_WRITTEN INSTRUCTION_
Copy all lines of the listing that include the string "this".

== STORED DATA ==

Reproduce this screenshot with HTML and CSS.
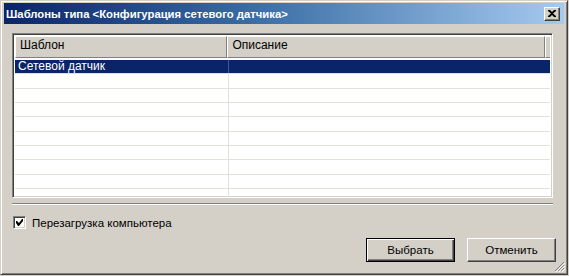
FILE: index.html
```html
<!DOCTYPE html>
<html lang="ru">
<head>
<meta charset="utf-8">
<link rel="stylesheet" href="styles.css">
</head>
<body>
<div class="window">
  <div class="titlebar">
    <span class="title">Шаблоны типа &lt;Конфигурация сетевого датчика&gt;</span>
    <span class="close">
      <svg width="8" height="7" viewBox="0 0 8 7"><path d="M0 0h2l2 2 2-2h2v1L5 3.5 8 6v1H6L4 5 2 7H0V6l3-2.5L0 1z" fill="#000"/></svg>
    </span>
  </div>
  <div class="content">
    <div class="list">
      <div class="header">
        <div class="hcell first">Шаблон</div>
        <div class="hcell second">Описание</div>
        <div class="hcell rest"></div>
      </div>
      <div class="rows">
        <div class="row selected"><div class="cell c1">Сетевой датчик</div><div class="cell c2"></div></div>
        <div class="row"><div class="cell c1"></div><div class="cell c2"></div></div>
        <div class="row"><div class="cell c1"></div><div class="cell c2"></div></div>
        <div class="row"><div class="cell c1"></div><div class="cell c2"></div></div>
        <div class="row"><div class="cell c1"></div><div class="cell c2"></div></div>
        <div class="row"><div class="cell c1"></div><div class="cell c2"></div></div>
        <div class="row"><div class="cell c1"></div><div class="cell c2"></div></div>
        <div class="row"><div class="cell c1"></div><div class="cell c2"></div></div>
        <div class="row"><div class="cell c1"></div><div class="cell c2"></div></div>
        <div class="row"><div class="cell c1"></div><div class="cell c2"></div></div>
      </div>
    </div>
    <div class="separator"></div>
    <label class="check">
      <span class="box"><svg width="7" height="7" viewBox="0 0 7 7"><path d="M0 2h1l2 2 3-4h1v2L3 7H2L0 4z" fill="#000"/></svg></span>
      <span>Перезагрузка компьютера</span>
    </label>
    <div class="buttons">
      <button class="btn default">Выбрать</button>
      <button class="btn">Отменить</button>
    </div>
  </div>
  <div class="grip">
    <svg width="11" height="11" viewBox="0 0 11 11">
      <path d="M10 1L1 10M10 4L4 10M10 7L7 10" stroke="#808080" stroke-width="1"/>
      <path d="M11 2L2 11M11 5L5 11M11 8L8 11" stroke="#fff" stroke-width="1"/>
    </svg>
  </div>
</div>
</body>
</html>
```
FILE: styles.css
```css
html, body {
  margin: 0;
  padding: 0;
  background: #d4d0c8;
}
.window {
  position: relative;
  width: 568px;
  height: 275px;
  box-sizing: border-box;
  background: #d4d0c8;
  border-top: 1px solid #d4d0c8;
  border-left: 1px solid #d4d0c8;
  border-right: 1px solid #404040;
  border-bottom: 1px solid #404040;
  box-shadow: inset 1px 1px 0 #fff, inset -1px -1px 0 #808080;
  padding: 2px 3px 3px 3px;
  font-family: "Liberation Sans", sans-serif;
  font-size: 12px;
  color: #000;
  display: flex;
  flex-direction: column;
}
.titlebar {
  height: 21px;
  background: linear-gradient(to right, #0a246a 0%, #3a6ea5 45%, #a6caf0 100%);
  display: flex;
  align-items: center;
  justify-content: space-between;
  padding: 0 4px 0 2px;
}
.title {
  color: #fff;
  font-family: "Liberation Sans", sans-serif;
  font-weight: bold;
  font-size: 11.3px;
}
.close {
  width: 16px;
  height: 14px;
  box-sizing: border-box;
  background: #d4d0c8;
  border-top: 1px solid #fff;
  border-left: 1px solid #fff;
  border-right: 1px solid #404040;
  border-bottom: 1px solid #404040;
  box-shadow: inset -1px -1px 0 #808080;
  display: flex;
  align-items: center;
  justify-content: center;
}
.content {
  flex: 1;
  display: flex;
  flex-direction: column;
  padding: 9px 11px 0 8px;
}
.list {
  height: 165px;
  box-sizing: border-box;
  border-top: 1px solid #808080;
  border-left: 1px solid #808080;
  border-right: 1px solid #fff;
  border-bottom: 1px solid #fff;
  box-shadow: inset 1px 1px 0 #404040, inset -1px -1px 0 #d4d0c8;
  padding: 2px;
  background: #fff;
  overflow: hidden;
}
.header {
  display: flex;
  height: 22px;
  background: #d4d0c8;
}
.hcell {
  box-sizing: border-box;
  height: 22px;
  line-height: 17px;
  padding-left: 4px;
  border-top: 1px solid #fff;
  border-left: 1px solid #fff;
  border-right: 1px solid #808080;
  border-bottom: 1px solid #808080;
}
.hcell.first { width: 214px; }
.hcell.second { width: 320px; }
.hcell.rest { flex: 1; border-right: none; }
.rows {
  padding-top: 2px;
}
.row {
  display: flex;
  height: 14.33px;
  box-sizing: border-box;
  border-bottom: 1px solid #e2e1dc;
}
.cell {
  height: 100%;
  box-sizing: border-box;
  line-height: 13px;
  padding-left: 3px;
  white-space: nowrap;
}
.c1 { width: 214px; border-right: 1px solid #e2e1dc; }
.c2 { width: 320px; }
.row.selected {
  background: #0a246a;
  color: #fff;
  border-bottom-color: #d6e0f0;
}
.row.selected .c1 { border-right-color: #3b5a98; }
.separator {
  margin-top: 5px;
  height: 0;
  border-top: 1px solid #808080;
  border-bottom: 1px solid #fff;
}
.check {
  display: flex;
  align-items: center;
  gap: 6px;
  margin-top: 11px;
  margin-left: 1px;
  font-size: 11.5px;
}
.box {
  width: 13px;
  height: 13px;
  box-sizing: border-box;
  background: #fff;
  border-top: 1px solid #808080;
  border-left: 1px solid #808080;
  border-right: 1px solid #fff;
  border-bottom: 1px solid #fff;
  box-shadow: inset 1px 1px 0 #404040, inset -1px -1px 0 #d4d0c8;
  display: flex;
  align-items: center;
  justify-content: center;
}
.buttons {
  display: flex;
  justify-content: flex-end;
  gap: 12px;
  margin-top: 9px;
  margin-right: -3px;
}
.btn {
  width: 89px;
  height: 24px;
  box-sizing: border-box;
  font-family: "Liberation Sans", sans-serif;
  font-size: 11.5px;
  color: #000;
  background: #d4d0c8;
  border-top: 1px solid #fff;
  border-left: 1px solid #fff;
  border-right: 1px solid #404040;
  border-bottom: 1px solid #404040;
  box-shadow: inset -1px -1px 0 #808080;
  padding: 0;
}
.btn.default {
  border: 1px solid #000;
  box-shadow: inset 1px 1px 0 #fff, inset -1px -1px 0 #404040, inset -2px -2px 0 #808080;
}
.grip {
  position: absolute;
  right: 2px;
  bottom: 2px;
  width: 11px;
  height: 11px;
}
```
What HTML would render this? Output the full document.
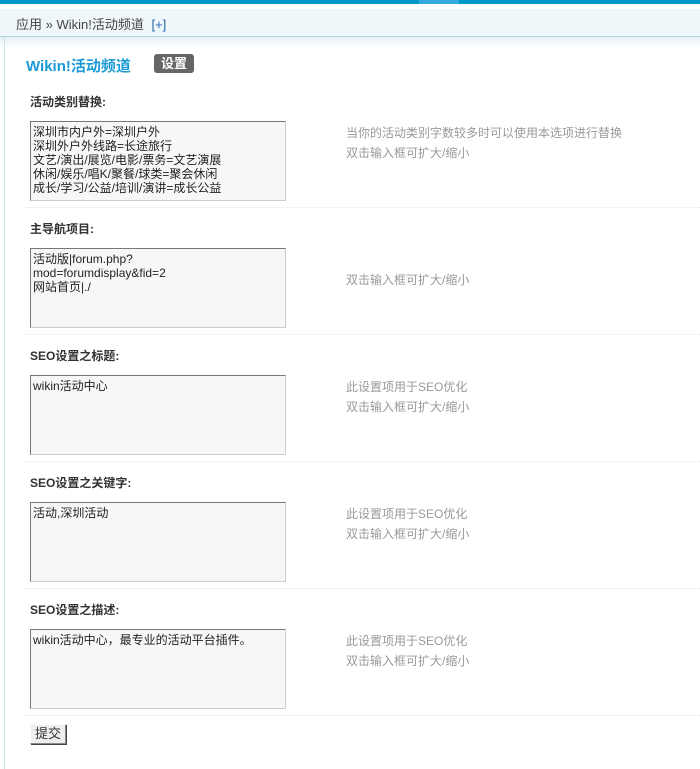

===

_FINAL ANSWER_
Reproduce this screenshot with HTML and CSS.
What HTML would render this? Output the full document.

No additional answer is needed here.